From hyperscale to the edge and beyond
As AI workloads spread beyond hyperscale campuses into modular and edge environments, cooling constraints become even more pronounced. Smaller sites often lack the space, power overhead, or environmental control required for traditional cooling approaches. Two-phase systems, by contrast, scale down as effectively as they scale up.
“Two-phase cooling works extremely well at the edge,” Belkin says. “You can cool both the chips and the surrounding space without separate air conditioning systems. It fits constrained locations far better than traditional approaches.” That capability becomes increasingly important as AI inference and real-time processing move closer to where data is generated.
Looking further ahead, Belkin expects cooling to evolve from a hardware procurement decision into a service model aligned with outcomes rather than equipment.

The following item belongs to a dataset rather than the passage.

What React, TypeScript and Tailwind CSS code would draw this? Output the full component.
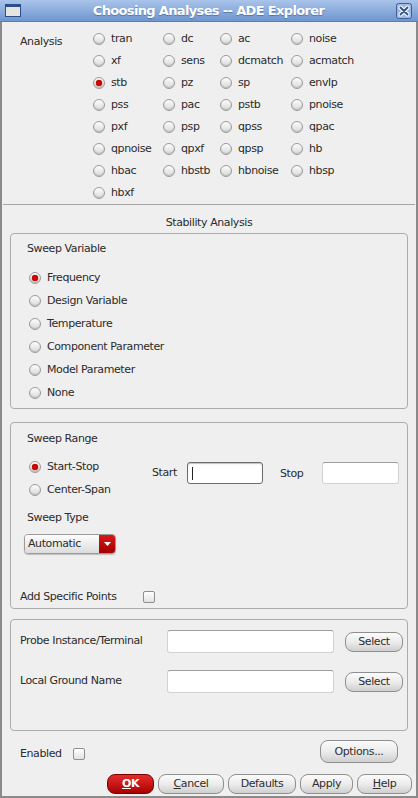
import React from 'react';

const font = { fontFamily: '"DejaVu Sans", Verdana, sans-serif' };

const analyses = [
  'tran', 'dc', 'ac', 'noise',
  'xf', 'sens', 'dcmatch', 'acmatch',
  'stb', 'pz', 'sp', 'envlp',
  'pss', 'pac', 'pstb', 'pnoise',
  'pxf', 'psp', 'qpss', 'qpac',
  'qpnoise', 'qpxf', 'qpsp', 'hb',
  'hbac', 'hbstb', 'hbnoise', 'hbsp',
  'hbxf',
];

const sweepVars = ['Frequency', 'Design Variable', 'Temperature', 'Component Parameter', 'Model Parameter', 'None'];

function Radio({ on }: { on?: boolean }) {
  return (
    <span className="relative inline-flex w-[12px] h-[12px] shrink-0 rounded-full border border-[#9b9b9b] bg-linear-to-b from-[#fdfdfd] to-[#d9d9d9] shadow-[inset_0_-1px_1px_rgba(0,0,0,0.15)] items-center justify-center">
      {on && <span className="w-[6px] h-[6px] rounded-full bg-[#d40000] shadow-[0_0_1px_#7a0000]" />}
    </span>
  );
}

function RadioItem({ label, on, className = '' }: { label: string; on?: boolean; className?: string }) {
  return (
    <div className={`flex items-center gap-[6px] ${className}`}>
      <Radio on={on} />
      <span className="pt-[1px]">{label}</span>
    </div>
  );
}

function Checkbox() {
  return <span className="inline-block w-[12px] h-[12px] rounded-[2px] border border-[#8e8e8e] bg-linear-to-b from-[#ffffff] to-[#e2e2e2]" />;
}

function Btn({ children, className = '' }: { children: React.ReactNode; className?: string }) {
  return (
    <div className={`flex items-center justify-center rounded-[8px] border border-[#8f8f8f] bg-linear-to-b from-[#fbfbfb] via-[#ececec] to-[#cfcfcf] text-[#2e2e2e] ${className}`}>
      {children}
    </div>
  );
}

function Field({ className = '', focus }: { className?: string; focus?: boolean }) {
  return (
    <div className={`relative bg-white rounded-[3px] border ${focus ? 'border-[#6e6e6e] shadow-[inset_0_1px_1px_rgba(0,0,0,0.25)]' : 'border-[#d2d2d2] border-t-[#9e9e9e]'} ${className}`}>
      {focus && <span className="absolute left-[4px] top-[4px] w-[1px] h-[13px] bg-[#222]" />}
    </div>
  );
}

export default function App() {
  return (
    <div className="w-[418px] h-[798px] flex flex-col text-[11px] text-[#2b2b2b] tracking-[-0.4px] bg-[#efefef]" style={font}>
      <div className="h-[22px] shrink-0 flex items-center bg-linear-to-b from-[#aac4ea] to-[#6f96cf] border-b border-[#5b7db3]">
        <svg width="16" height="13" viewBox="0 0 16 13" className="ml-[5px]">
          <rect x="0.5" y="0.5" width="15" height="12" fill="#e4e4e0" stroke="#2c4f8c" />
          <rect x="1" y="1" width="14" height="2" fill="#2c4f8c" />
        </svg>
        <div className="flex-1 text-center text-white font-bold text-[13px] tracking-[-0.65px] [text-shadow:0_1px_1px_rgba(40,70,120,0.5)]">
          Choosing Analyses -- ADE Explorer
        </div>
        <svg width="16" height="16" viewBox="0 0 16 16" className="mr-[6px]">
          <rect x="0.5" y="0.5" width="15" height="15" rx="2" fill="#9db8e2" stroke="#3f5f97" />
          <path d="M4.5 4.5 L11.5 11.5 M11.5 4.5 L4.5 11.5" stroke="#ffffff" strokeWidth="4" strokeLinecap="round" />
          <path d="M4.5 4.5 L11.5 11.5 M11.5 4.5 L4.5 11.5" stroke="#35558d" strokeWidth="2" strokeLinecap="round" />
        </svg>
      </div>

      <div className="flex-1 flex flex-col border-x-2 border-b-2 border-[#8a8a8a]">
        <div className="flex pt-[6px]">
          <div className="w-[91px] pl-[18px] pt-[6px] h-[22px]">Analysis</div>
          <div className="grid grid-cols-[70px_57px_71px_auto]">
            {analyses.map((a) => (
              <RadioItem key={a} label={a} on={a === 'stb'} className="h-[22px]" />
            ))}
          </div>
        </div>
        <div className="h-[1px] mx-[1px] bg-[#a6a6a6]" />
        <div className="h-[28px] pt-[11px] text-center leading-[14px]">Stability Analysis</div>

        <div className="mx-[8px] h-[176px] rounded-[4px] border border-[#acacac] pt-[8px]">
          <div className="ml-[16px] leading-[14px]">Sweep Variable</div>
          <div className="mt-[10px] ml-[18px]">
            {sweepVars.map((v, i) => (
              <RadioItem key={v} label={v} on={i === 0} className="h-[23px]" />
            ))}
          </div>
        </div>

        <div className="mx-[8px] mt-[13px] h-[187px] rounded-[4px] border border-[#acacac] pt-[9px]">
          <div className="ml-[16px] leading-[14px]">Sweep Range</div>
          <div className="flex mt-[9px]">
            <div className="ml-[18px] w-[123px]">
              <RadioItem label="Start-Stop" on className="h-[23px]" />
              <RadioItem label="Center-Span" className="h-[23px]" />
            </div>
            <div className="flex items-center h-[22px] mt-[7px]">
              <span className="w-[35px] pt-[1px]">Start</span>
              <Field focus className="w-[76px] h-[22px]" />
              <span className="ml-[17px] w-[42px] pt-[3px]">Stop</span>
              <Field className="w-[77px] h-[22px]" />
            </div>
          </div>
          <div className="ml-[16px] mt-[10px] leading-[14px]">Sweep Type</div>
          <div className="ml-[13px] mt-[9px] w-[92px] h-[20px] flex rounded-[4px] border border-[#9a9a9a] overflow-hidden shadow-[0_1px_1px_rgba(0,0,0,0.2)]">
            <div className="flex-1 flex items-center pl-[3px] pt-[1px] bg-linear-to-b from-[#fdfdfd] to-[#dcdcdc]">Automatic</div>
            <div className="w-[16px] flex items-center justify-center bg-linear-to-b from-[#d71818] to-[#a40000]">
              <svg width="7" height="4" viewBox="0 0 7 4"><path d="M0 0 L7 0 L3.5 4 Z" fill="#ffffff" /></svg>
            </div>
          </div>
          <div className="flex items-center ml-[9px] mt-[36px] h-[14px]">
            <span className="w-[123px] pt-[1px]">Add Specific Points</span>
            <Checkbox />
          </div>
        </div>

        <div className="mx-[8px] mt-[10px] h-[112px] rounded-[4px] border border-[#acacac] pt-[10px]">
          <div className="flex items-center h-[22px]">
            <span className="ml-[9px] w-[147px] pt-[1px]">Probe Instance/Terminal</span>
            <Field className="w-[167px] h-[23px]" />
            <Btn className="ml-[11px] w-[58px] h-[20px] mt-[1px] pt-[1px]">Select</Btn>
          </div>
          <div className="flex items-center h-[22px] mt-[18px]">
            <span className="ml-[9px] w-[147px] pt-[1px]">Local Ground Name</span>
            <Field className="w-[167px] h-[23px]" />
            <Btn className="ml-[11px] w-[58px] h-[20px] mt-[1px] pt-[1px]">Select</Btn>
          </div>
        </div>

        <div className="flex items-center mt-[9px] h-[23px]">
          <div className="flex items-center ml-[18px] mt-[5px]">
            <span className="w-[53px]">Enabled</span>
            <Checkbox />
          </div>
          <Btn className="ml-auto mr-[18px] w-[78px] h-[23px] pt-[1px]">Options...</Btn>
        </div>

        <div className="flex justify-end gap-[4px] mt-[11px] mr-[4px]">
          <div className="w-[47px] h-[20px] pt-[1px] flex items-center justify-center rounded-[8px] border border-[#7a0000] bg-linear-to-b from-[#e42a2a] to-[#a80000] text-white font-bold">
            <span><span className="underline">O</span>K</span>
          </div>
          <Btn className="w-[66px] h-[20px] pt-[1px]"><span><span className="underline">C</span>ancel</span></Btn>
          <Btn className="w-[68px] h-[20px] pt-[1px]">Defaults</Btn>
          <Btn className="w-[53px] h-[20px] pt-[1px]">Apply</Btn>
          <Btn className="w-[55px] h-[20px] pt-[1px]"><span><span className="underline">H</span>elp</span></Btn>
        </div>
      </div>
    </div>
  );
}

The pace of change in silicon is already forcing infrastructure planners to rethink long-term ownership models. “Customers do not care about cooling equipment,” he says. “They care about their chips working reliably and efficiently.”
That shift mirrors changes seen elsewhere in enterprise infrastructure. “If someone can guarantee that your chips will keep working, reduce your power consumption, and even help reuse heat, that becomes a service,” Belkin says. “Cooling will move in the same direction as software.” In a world where chip power densities continue to rise, that evolution may be less about convenience than necessity.
The stakes are existential for the next phase of AI. “If cooling does not move at the speed of silicon, the industry will stall,” Belkin says. “You cannot keep increasing power density if you cannot remove the heat.” In that sense, AI’s future will not be limited by algorithms or ambition alone, but by whether the industry finally treats heat as the strategic constraint it has become.